§ **Work to be completed**:
Faithfully return all lines, omitting every embedded picture.

§ **Dataset section**:
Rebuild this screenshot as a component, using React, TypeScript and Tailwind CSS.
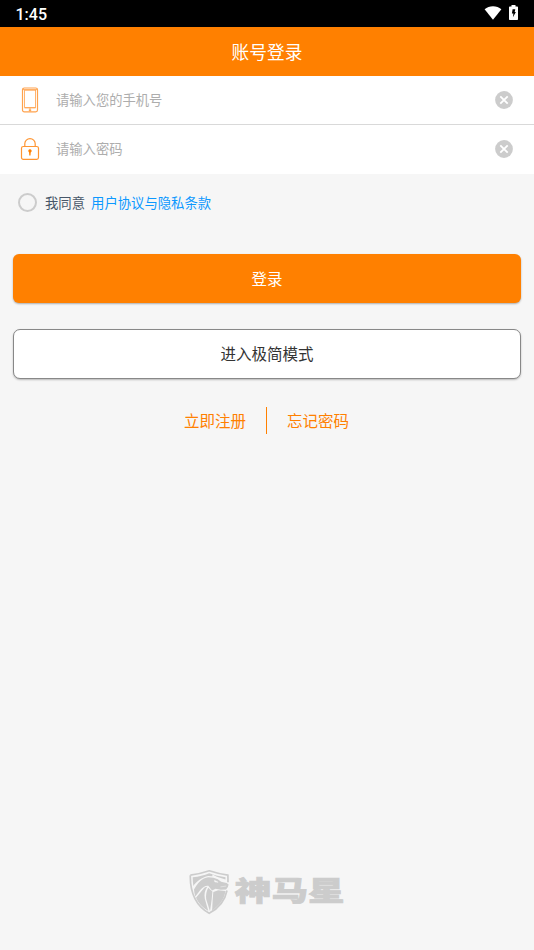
import type { ReactNode } from 'react';

function StatusBar() {
  return (
    <div className="flex h-[27px] items-center justify-between bg-black pr-[16px] pl-[15.5px] text-white">
      <span className="pt-[2px] font-['Roboto','Liberation_Sans',sans-serif] text-[16px] leading-[22px] font-medium">
        1:45
      </span>
      <div className="flex h-full items-start gap-[7px] pt-[5px]">
        <svg className="mt-px" width="18" height="14" viewBox="0 0 18 14" fill="currentColor">
          <path d="M9 13.8.6 3.3C3 1.3 5.8.3 9 .3s6 1 8.400 3L9 13.800Z" />
        </svg>
        <svg width="9" height="15" viewBox="0 0 9 15">
          <path d="M2.500 0h4v1.500H8c.6 0 1 .4 1 1V14c0 .6-.4 1-1 1H1c-.6 0-1-.4-1-1V2.500c0-.6.4-1 1-1h1.500Z" fill="#fff" />
          <path d="M3.600 4.200h2.700L5.700 7h1.200l-3 5.200.5-3.800H2.900Z" fill="#000" />
        </svg>
      </div>
    </div>
  );
}

function PhoneIcon() {
  return (
    <svg width="18" height="26" viewBox="0 0 18 26" fill="none" stroke="#ffa24d">
      <rect x="1.500" y="1" width="15" height="23.800" rx="1.800" strokeWidth="1.200" />
      <rect x="3.600" y="3.200" width="11" height="17.200" strokeWidth="0.800" />
      <path d="M2 2.600h14M3.500 20.900h11M9 21v3.500" strokeWidth="0.900" />
      <path d="M7.800 23.200h2.400" strokeWidth="1.400" />
    </svg>
  );
}

function LockIcon() {
  return (
    <svg width="20" height="24" viewBox="0 0 20 24" fill="none" stroke="#ff9633" strokeWidth="1.200">
      <rect x="1.500" y="9.500" width="17" height="12.900" rx="1.800" />
      <path d="M4.800 9.500V6.800a5.200 5.200 0 0 1 10.400 0v2.700" />
      <path d="M8.300 14.300a1.700 1.700 0 1 1 2.400 1.200l-.2 2.900H9.300l-.2-2.900Z" fill="#ff8000" stroke="none" />
    </svg>
  );
}

function ClearIcon() {
  return (
    <svg width="18" height="18" viewBox="0 0 18 18">
      <circle cx="9" cy="9" r="8.900" fill="#ccc" />
      <path d="m5.300 5.300 7.400 7.400m0-7.400-7.400 7.400" stroke="#fff" strokeWidth="1.800" />
    </svg>
  );
}

interface FieldProps {
  icon: ReactNode;
  type: string;
  placeholder: string;
}

function Field({ icon, type, placeholder }: FieldProps) {
  return (
    <div className="flex h-[48px] items-center pr-[21px] pl-[18px]">
      <span className="flex w-[24px] justify-center">{icon}</span>
      <input
        type={type}
        placeholder={placeholder}
        className="ml-[14px] min-w-0 flex-1 bg-transparent text-[13.300px] outline-none placeholder:text-[#adadad]"
      />
      <button type="button">
        <ClearIcon />
      </button>
    </div>
  );
}

function Logo() {
  return (
    <svg className="mx-auto block" width="156" height="48" viewBox="0 0 156 48">
      {/* shield */}
      <path
        d="M1.300 6.200Q11 5 20.300 1.800 30 5 38.900 6.200l.1 7M38 21.500c-2 10-7.500 17.300-17.800 22.800C7.300 37 1 24 1.300 6.200"
        fill="none"
        stroke="#ccc"
        strokeWidth="1.700"
      />
      <g fill="#ccc">
        {/* mane */}
        <path d="M3.700 8.200C10 7.600 15 6.300 20.200 4.200l7 2.300 9.300 1.800v2.200l-8.700-2.700-4.300-2.300-.2 1.800-4-.2C13 8.200 7.200 12.800 4.400 17c-.5-3-.7-5.800-.7-8.800Z" />
        {/* head */}
        <path d="M5 20.500C8.500 14.300 13 9 19.300 8.300l5.200.4 4.300 1.500 3.300 2.600 5.500 1.200 2 1.500-.7 2.500-1.800 2.600-5.400.2-5.200-1-3.500 1.600-3.700-4.600c-3-.4-5.500 1.300-8 4.300L6.300 27.500C5.600 25 5.100 22.800 5 20.500Z" />
        {/* neck */}
        <path d="M7 28.800 14.300 20c1.200-1.500 2.500-2.300 4-2.200-2.500 3.500-3.300 7.200-2.500 12l3.500 12.300C13.500 38.700 9.500 34.500 7 28.800Z" />
        <path d="M19.200 18.800 23.400 22.600l-.7 7.600L21 42.200l-3.800-12c-.5-4 .2-8 2-11.400Z" />
        <path d="m24.300 23 4.900-1.700 7.400.8c-1.700 8.500-5.800 14.300-13.500 19.300l.5-9.200Z" />
      </g>
      <path d="m25.500 11.300 3.600 1.900-3.300-.3ZM31.500 17.900l5.700-.8" fill="#f6f6f6" stroke="#f6f6f6" strokeWidth="0.500" />
      <text
        transform="translate(45.800 32.100) scale(1.220 0.920)"
        textLength="90"
        fill="#ccc"
        stroke="#ccc"
        strokeWidth="0.800"
        className="font-['Noto_Sans_CJK_SC',sans-serif] text-[30px] font-black"
      >
        神马星
      </text>
    </svg>
  );
}

export default function App() {
  return (
    <div className="flex h-[950px] w-full flex-col bg-[#f6f6f6] font-['Noto_Sans_CJK_SC',sans-serif] text-[#333]">
      <StatusBar />
      <header className="flex h-[49px] items-center justify-center bg-[#ff8000] pb-[2px] text-[17.700px] leading-[24px] text-white">
        账号登录
      </header>

      <form className="flex flex-col">
        <div className="flex h-[98px] flex-col bg-white">
          <Field icon={<PhoneIcon />} type="tel" placeholder="请输入您的手机号" />
          <div className="h-px bg-[#d9d9d9]" />
          <Field icon={<LockIcon />} type="password" placeholder="请输入密码" />
        </div>

        <div className="flex h-[56px] items-center pl-[18px] text-[13.350px] leading-[20px]">
          <span className="size-[19px] rounded-full border-2 border-[#ccc]" />
          <span className="ml-[8px] pt-[2px] text-[#475669]">我同意</span>
          <a className="ml-[6px] pt-[2px] text-[#0c98ff]">用户协议与隐私条款</a>
        </div>

        <div className="mt-[24px] flex flex-col gap-[27px] px-[13px] text-[15.500px]">
          <button
            type="button"
            className="h-[49px] rounded-[6px] bg-[#ff8000] text-white shadow-[0_1px_2px_rgba(0,0,0,0.3)]"
          >
            登录
          </button>
          <button
            type="button"
            className="-mt-px h-[50px] rounded-[7px] border border-[#888] bg-white shadow-[0_1px_2px_rgba(0,0,0,0.25)]"
          >
            进入极简模式
          </button>
        </div>
      </form>

      <div className="mt-[28px] flex h-[27px] items-center justify-center pr-px text-[15.500px] leading-[24px] text-[#ff8000]">
        <a className="pb-[2px]">立即注册</a>
        <span className="mx-[20px] h-full w-px bg-[#ff8000]" />
        <a className="pb-[2px]">忘记密码</a>
      </div>

      <footer className="mt-auto pb-[33px]">
        <Logo />
      </footer>
    </div>
  );
}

§ **Worked answer**:
Rebuild this screenshot as a component, using React, TypeScript and Tailwind CSS.
import type { ReactNode } from 'react';

function StatusBar() {
  return (
    <div className="flex h-[27px] items-center justify-between bg-black pr-[16px] pl-[15.5px] text-white">
      <span className="pt-[2px] font-['Roboto','Liberation_Sans',sans-serif] text-[16px] leading-[22px] font-medium">
        1:45
      </span>
      <div className="flex h-full items-start gap-[7px] pt-[5px]">
        <svg className="mt-px" width="18" height="14" viewBox="0 0 18 14" fill="currentColor">
          <path d="M9 13.8.6 3.3C3 1.3 5.8.3 9 .3s6 1 8.400 3L9 13.800Z" />
        </svg>
        <svg width="9" height="15" viewBox="0 0 9 15">
          <path d="M2.500 0h4v1.500H8c.6 0 1 .4 1 1V14c0 .6-.4 1-1 1H1c-.6 0-1-.4-1-1V2.500c0-.6.4-1 1-1h1.500Z" fill="#fff" />
          <path d="M3.600 4.200h2.700L5.700 7h1.200l-3 5.200.5-3.800H2.900Z" fill="#000" />
        </svg>
      </div>
    </div>
  );
}

function PhoneIcon() {
  return (
    <svg width="18" height="26" viewBox="0 0 18 26" fill="none" stroke="#ffa24d">
      <rect x="1.500" y="1" width="15" height="23.800" rx="1.800" strokeWidth="1.200" />
      <rect x="3.600" y="3.200" width="11" height="17.200" strokeWidth="0.800" />
      <path d="M2 2.600h14M3.500 20.900h11M9 21v3.500" strokeWidth="0.900" />
      <path d="M7.800 23.200h2.400" strokeWidth="1.400" />
    </svg>
  );
}

function LockIcon() {
  return (
    <svg width="20" height="24" viewBox="0 0 20 24" fill="none" stroke="#ff9633" strokeWidth="1.200">
      <rect x="1.500" y="9.500" width="17" height="12.900" rx="1.800" />
      <path d="M4.800 9.500V6.800a5.200 5.200 0 0 1 10.400 0v2.700" />
      <path d="M8.300 14.300a1.700 1.700 0 1 1 2.400 1.200l-.2 2.900H9.300l-.2-2.900Z" fill="#ff8000" stroke="none" />
    </svg>
  );
}

function ClearIcon() {
  return (
    <svg width="18" height="18" viewBox="0 0 18 18">
      <circle cx="9" cy="9" r="8.900" fill="#ccc" />
      <path d="m5.300 5.300 7.400 7.400m0-7.400-7.400 7.400" stroke="#fff" strokeWidth="1.800" />
    </svg>
  );
}

interface FieldProps {
  icon: ReactNode;
  type: string;
  placeholder: string;
}

function Field({ icon, type, placeholder }: FieldProps) {
  return (
    <div className="flex h-[48px] items-center pr-[21px] pl-[18px]">
      <span className="flex w-[24px] justify-center">{icon}</span>
      <input
        type={type}
        placeholder={placeholder}
        className="ml-[14px] min-w-0 flex-1 bg-transparent text-[13.300px] outline-none placeholder:text-[#adadad]"
      />
      <button type="button">
        <ClearIcon />
      </button>
    </div>
  );
}

function Logo() {
  return (
    <svg className="mx-auto block" width="156" height="48" viewBox="0 0 156 48">
      {/* shield */}
      <path
        d="M1.300 6.200Q11 5 20.300 1.800 30 5 38.900 6.200l.1 7M38 21.500c-2 10-7.500 17.300-17.800 22.800C7.300 37 1 24 1.300 6.200"
        fill="none"
        stroke="#ccc"
        strokeWidth="1.700"
      />
      <g fill="#ccc">
        {/* mane */}
        <path d="M3.700 8.200C10 7.600 15 6.300 20.200 4.200l7 2.300 9.300 1.800v2.200l-8.700-2.700-4.300-2.300-.2 1.800-4-.2C13 8.200 7.200 12.800 4.400 17c-.5-3-.7-5.800-.7-8.800Z" />
        {/* head */}
        <path d="M5 20.500C8.500 14.300 13 9 19.300 8.300l5.200.4 4.300 1.500 3.300 2.600 5.500 1.200 2 1.500-.7 2.500-1.800 2.600-5.400.2-5.200-1-3.500 1.600-3.700-4.600c-3-.4-5.500 1.300-8 4.300L6.300 27.500C5.600 25 5.100 22.800 5 20.500Z" />
        {/* neck */}
        <path d="M7 28.800 14.300 20c1.200-1.500 2.500-2.300 4-2.200-2.500 3.500-3.300 7.200-2.500 12l3.500 12.300C13.500 38.700 9.500 34.500 7 28.800Z" />
        <path d="M19.200 18.800 23.400 22.600l-.7 7.600L21 42.200l-3.800-12c-.5-4 .2-8 2-11.400Z" />
        <path d="m24.300 23 4.900-1.700 7.400.8c-1.700 8.500-5.800 14.300-13.500 19.300l.5-9.200Z" />
      </g>
      <path d="m25.500 11.300 3.600 1.900-3.300-.3ZM31.500 17.900l5.700-.8" fill="#f6f6f6" stroke="#f6f6f6" strokeWidth="0.500" />
      <text
        transform="translate(45.800 32.100) scale(1.220 0.920)"
        textLength="90"
        fill="#ccc"
        stroke="#ccc"
        strokeWidth="0.800"
        className="font-['Noto_Sans_CJK_SC',sans-serif] text-[30px] font-black"
      >
        神马星
      </text>
    </svg>
  );
}

export default function App() {
  return (
    <div className="flex h-[950px] w-full flex-col bg-[#f6f6f6] font-['Noto_Sans_CJK_SC',sans-serif] text-[#333]">
      <StatusBar />
      <header className="flex h-[49px] items-center justify-center bg-[#ff8000] pb-[2px] text-[17.700px] leading-[24px] text-white">
        账号登录
      </header>

      <form className="flex flex-col">
        <div className="flex h-[98px] flex-col bg-white">
          <Field icon={<PhoneIcon />} type="tel" placeholder="请输入您的手机号" />
          <div className="h-px bg-[#d9d9d9]" />
          <Field icon={<LockIcon />} type="password" placeholder="请输入密码" />
        </div>

        <div className="flex h-[56px] items-center pl-[18px] text-[13.350px] leading-[20px]">
          <span className="size-[19px] rounded-full border-2 border-[#ccc]" />
          <span className="ml-[8px] pt-[2px] text-[#475669]">我同意</span>
          <a className="ml-[6px] pt-[2px] text-[#0c98ff]">用户协议与隐私条款</a>
        </div>

        <div className="mt-[24px] flex flex-col gap-[27px] px-[13px] text-[15.500px]">
          <button
            type="button"
            className="h-[49px] rounded-[6px] bg-[#ff8000] text-white shadow-[0_1px_2px_rgba(0,0,0,0.3)]"
          >
            登录
          </button>
          <button
            type="button"
            className="-mt-px h-[50px] rounded-[7px] border border-[#888] bg-white shadow-[0_1px_2px_rgba(0,0,0,0.25)]"
          >
            进入极简模式
          </button>
        </div>
      </form>

      <div className="mt-[28px] flex h-[27px] items-center justify-center pr-px text-[15.500px] leading-[24px] text-[#ff8000]">
        <a className="pb-[2px]">立即注册</a>
        <span className="mx-[20px] h-full w-px bg-[#ff8000]" />
        <a className="pb-[2px]">忘记密码</a>
      </div>

      <footer className="mt-auto pb-[33px]">
        <Logo />
      </footer>
    </div>
  );
}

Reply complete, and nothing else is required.